Ein Jahr Ampel-Regierung

Viel Ideologie, wenig Führung

von Redaktion

VON GEORG ANASTASIADIS

Überzogene Selbstzweifel sind die Sache des Kanzlers nicht. In dem Zeugnis, das Olaf Scholz seiner Ampel-Koalition zum ersten Geburtstag ausstellt, finden sich nur lobende Worte. Verständlich: In Berlin regiert, wenn man so will, eine „Kriegsregierung“. Die hat alle Hände voll zu tun, den von Putin – und leider auch der Vorgängerregierung – angerichteten Scherbenhaufen zusammenzukehren.

Das wird schwer genug. Denn in Kriegszeiten braucht es vor allem zweierlei: Führung und Pragmatismus. An beidem mangelt es der Ampel mit ihren weltanschaulich so diversen Parteien. Am brutalsten sichtbar wurde das im Streit um die Atom-Verlängerung: Monatelang beschwieg der Kanzler die erbitterte Fehde von Grünen und FDP, bis er sie mit einem Formelkompromiss beendete. Der war in Wahrheit ein Sieg der Ideologen über die Pragmatiker: Ohne Not beraubt sich die Industrienation in einer existenziellen Krise eines bewährten Energieträgers, zur Freude Putins und der bösen Katarer (denen es Innenministerin Faeser mit dem Tragen der One-Love-Binde aber heimzahlte!). Der Umgang mit der Kernkraft steht sinnbildlich für den gesamten Irrweg in der Energiepolitik: Statt die Marktpreise für Strom und Gas durch die Ausweitung des Angebots (Atom, Fracking) zu drücken, ersinnt die Ampel immer monströsere Schutzschirme, Preisdeckel und Subventionen, um den Massenbankrott von Haushalten und Betrieben abzuwenden. Und Klimaminister Habeck will jetzt noch mehr Steuermilliarden für Unternehmen draufsatteln, die mit Erneuerbaren produzieren. Wer soll diesen Marsch in die Öko-Planwirtschaft bezahlen?

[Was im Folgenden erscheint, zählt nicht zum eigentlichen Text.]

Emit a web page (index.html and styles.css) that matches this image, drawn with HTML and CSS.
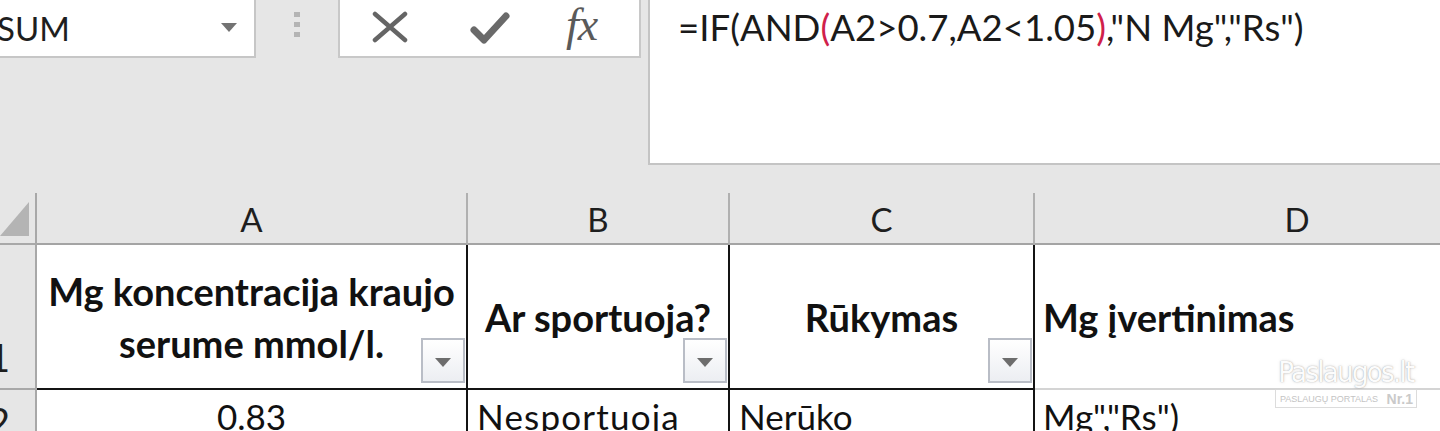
FILE: index.html
```html
<!DOCTYPE html>
<html lang="lt">
<head>
<meta charset="utf-8">
<title>Excel</title>
<link rel="stylesheet" href="styles.css">
</head>
<body>
<div class="app">
  <div class="toolbar">
    <div class="namebox">
      <span class="name">SUM</span>
      <svg class="nb-arrow" width="16" height="9" viewBox="0 0 16 9"><path d="M0 0H16L8 9Z" fill="#737373"/></svg>
    </div>
    <div class="grip"><i></i><i></i><i></i></div>
    <div class="fbtns">
      <svg class="ic-x" width="36" height="32" viewBox="0 0 36 32"><path d="M3 3L33 29M33 3L3 29" stroke="#656565" stroke-width="4.5" stroke-linecap="round" fill="none"/></svg>
      <svg class="ic-check" width="40" height="33" viewBox="0 0 40 33"><path d="M4 19L14 29L36 5" stroke="#6a6a6a" stroke-width="7" stroke-linecap="round" stroke-linejoin="round" fill="none"/></svg>
      <span class="fx">fx</span>
    </div>
    <div class="fbar">
      <span class="formula">=IF(AND<span class="paren">(</span>A2&gt;0.7,A2&lt;1.05<span class="paren">)</span>,"N Mg","Rs")</span>
    </div>
  </div>

  <div class="sheet">
    <div class="corner"><svg width="29" height="34" viewBox="0 0 29 34"><path d="M29 0V34H0Z" fill="#b4b4b4"/></svg></div>
    <div class="colhead">A</div>
    <div class="colhead">B</div>
    <div class="colhead">C</div>
    <div class="colhead last">D</div>

    <div class="rowhead"><span>1</span></div>
    <div class="cell hdr boxed">
      <span>Mg koncentracija kraujo<br>serume mmol/l.</span>
      <span class="filter"><svg width="16" height="9" viewBox="0 0 16 9"><path d="M0 0H16L8 9Z" fill="#6d6d6d"/></svg></span>
    </div>
    <div class="cell hdr boxed">
      <span>Ar sportuoja?</span>
      <span class="filter"><svg width="16" height="9" viewBox="0 0 16 9"><path d="M0 0H16L8 9Z" fill="#6d6d6d"/></svg></span>
    </div>
    <div class="cell hdr boxed">
      <span>Rūkymas</span>
      <span class="filter"><svg width="16" height="9" viewBox="0 0 16 9"><path d="M0 0H16L8 9Z" fill="#6d6d6d"/></svg></span>
    </div>
    <div class="cell hdr left plain">
      <span>Mg įvertinimas</span>
    </div>

    <div class="rowhead r2"><span>2</span></div>
    <div class="cell data center boxed">0.83</div>
    <div class="cell data boxed wide">Nesportuoja</div>
    <div class="cell data boxed">Nerūko</div>
    <div class="cell data plain">Mg","Rs")</div>
  </div>

  <div class="watermark">
    <div class="wm-title">Paslaugos.lt</div>
    <div class="wm-sub"><span>PASLAUGŲ PORTALAS</span><b>Nr.1</b></div>
  </div>
</div>
</body>
</html>
```

FILE: styles.css
```css
html, body {
  margin: 0;
  padding: 0;
}
body {
  width: 1440px;
  height: 431px;
  overflow: hidden;
  background: #e6e6e6;
  font-family: Lato, "Noto Sans", sans-serif;
  color: #111;
}
.app {
  position: relative;
  width: 1440px;
  height: 431px;
  overflow: hidden;
}

/* ---------- toolbar ---------- */
.toolbar {
  display: flex;
  align-items: flex-start;
  height: 165px;
}
.namebox {
  box-sizing: border-box;
  width: 256px;
  height: 58px;
  background: #fff;
  border-right: 2px solid #c6c6c6;
  border-bottom: 2px solid #c6c6c6;
  display: flex;
  align-items: center;
  justify-content: space-between;
  padding-right: 17px;
}
.name {
  font-size: 33px;
  margin-left: -3px;
  margin-top: -1px;
  color: #1e1e1e;
}
.nb-arrow {
  margin-top: -2px;
}
.grip {
  width: 82px;
  display: flex;
  flex-direction: column;
  align-items: center;
  gap: 5px;
  padding-top: 12px;
}
.grip i {
  display: block;
  width: 6px;
  height: 5px;
  background: #b4b4b4;
}
.fbtns {
  box-sizing: border-box;
  width: 303px;
  height: 58px;
  background: #fff;
  border: 2px solid #c8c8c8;
  border-top: none;
  display: flex;
  align-items: center;
  padding-left: 32px;
}
.ic-x {
  margin-top: -2px;
}
.ic-check {
  margin-left: 62px;
  margin-top: -2px;
}
.fx {
  margin-left: 56px;
  font-family: "Liberation Serif", serif;
  font-style: italic;
  font-size: 46px;
  color: #5a5a5a;
  margin-top: -8px;
  letter-spacing: -1px;
}
.fbar {
  box-sizing: border-box;
  margin-left: 7px;
  flex: 1;
  height: 165px;
  background: #fff;
  border-left: 2px solid #c4c4c4;
  border-bottom: 2px solid #c4c4c4;
  padding-left: 28px;
  padding-top: 5px;
}
.formula {
  font-size: 36.6px;
  color: #1a1a1a;
  line-height: 44px;
}
.paren {
  color: #d0204a;
}

/* ---------- sheet ---------- */
.sheet {
  margin-top: 28px;
  display: grid;
  grid-template-columns: 37px 431px 262px 305px 524px;
  grid-template-rows: 52px 145px 60px;
}
.corner {
  box-sizing: border-box;
  border-right: 2px solid #a8a8a8;
  border-bottom: 2px solid #a8a8a8;
  padding-top: 9px;
}
.corner svg {
  display: block;
}
.colhead {
  box-sizing: border-box;
  border-right: 2px solid #b0b0b0;
  border-bottom: 2px solid #a4a4a4;
  display: flex;
  align-items: center;
  justify-content: center;
  font-size: 33px;
  color: #1e1e1e;
  padding-top: 2px;
}
.colhead.last {
  border-right: none;
}
.rowhead {
  box-sizing: border-box;
  border-right: 2px solid #a8a8a8;
  border-bottom: 2px solid #a8a8a8;
  display: flex;
  align-items: flex-end;
  justify-content: flex-end;
  padding-right: 25px;
  padding-bottom: 12px;
  font-size: 38px;
  line-height: 1;
  color: #1e1e1e;
}
.rowhead.r2 {
  align-items: flex-start;
  padding-top: 12px;
  padding-bottom: 0;
  border-bottom: none;
}
.cell {
  box-sizing: border-box;
  background: #fff;
  position: relative;
  display: flex;
}
.cell.boxed {
  border-right: 2px solid #141414;
}
.hdr {
  border-bottom: 2px solid #141414;
  align-items: center;
  justify-content: center;
  text-align: center;
  font-weight: 700;
  font-size: 38px;
  line-height: 52px;
}
.hdr.left {
  justify-content: flex-start;
  text-align: left;
  padding-left: 8px;
  border-bottom-color: #d4d4d4;
}
.filter {
  position: absolute;
  right: 1px;
  bottom: 5px;
  box-sizing: border-box;
  width: 44px;
  height: 45px;
  border: 2px solid #b9bdc6;
  background: linear-gradient(#ffffff, #eceef2);
  display: flex;
  align-items: center;
  justify-content: center;
}
.filter svg {
  margin-top: 4px;
}
.data {
  font-size: 35px;
  padding-left: 9px;
  padding-top: 6px;
  line-height: 40px;
  color: #111;
}
.data.wide {
  letter-spacing: 1.2px;
}
.data.center {
  justify-content: center;
  padding-left: 0;
}
.data.plain {
  padding-left: 8px;
}

/* ---------- watermark overlay ---------- */
.watermark {
  position: absolute;
  left: 1275px;
  top: 355px;
  width: 142px;
  display: flex;
  flex-direction: column;
  align-items: stretch;
}
.wm-title {
  font-family: "DejaVu Sans", sans-serif;
  font-stretch: condensed;
  font-weight: 400;
  font-size: 29px;
  line-height: 34px;
  letter-spacing: -1.7px;
  color: rgba(255, 255, 255, 0.98);
  text-shadow: 0 0 1px rgba(110, 110, 110, 0.55), 0 0 3px rgba(130, 130, 130, 0.35);
  text-align: center;
  white-space: nowrap;
}
.wm-sub {
  box-sizing: border-box;
  margin-top: 0;
  border: 1px solid rgba(205, 205, 205, 0.7);
  background: rgba(255, 255, 255, 0.55);
  height: 19px;
  display: flex;
  align-items: center;
  justify-content: space-between;
  padding: 0 3px 0 4px;
  font-family: "Liberation Sans", sans-serif;
  font-size: 9px;
  color: #c4c4c4;
  white-space: nowrap;
}
.wm-sub b {
  font-size: 14px;
  color: #cacaca;
}
```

Nicht besser sieht es auf einem weiteren Kriegsschauplatz aus, der Migration: Während Putins Raketenterror die Ukrainer aus ihrem Land jagt, unternimmt die Ampel keine erkennbaren Anstrengungen, um wenigstens die erneut bedrohlich anschwellende Armutsmigration über den Balkan zu reduzieren; lieber werfen SPD und Grüne mit neuen Pässen um sich. Derweil müssen verzweifelte Bürgermeister und Landräte wie 2015 wieder Turnhallen konfiszieren. Ideologie vor Pragmatismus auch hier. Und wieder kein Sterbenswort vom Wer-Führung-bestellt-kriegt-Führung-Kanzler.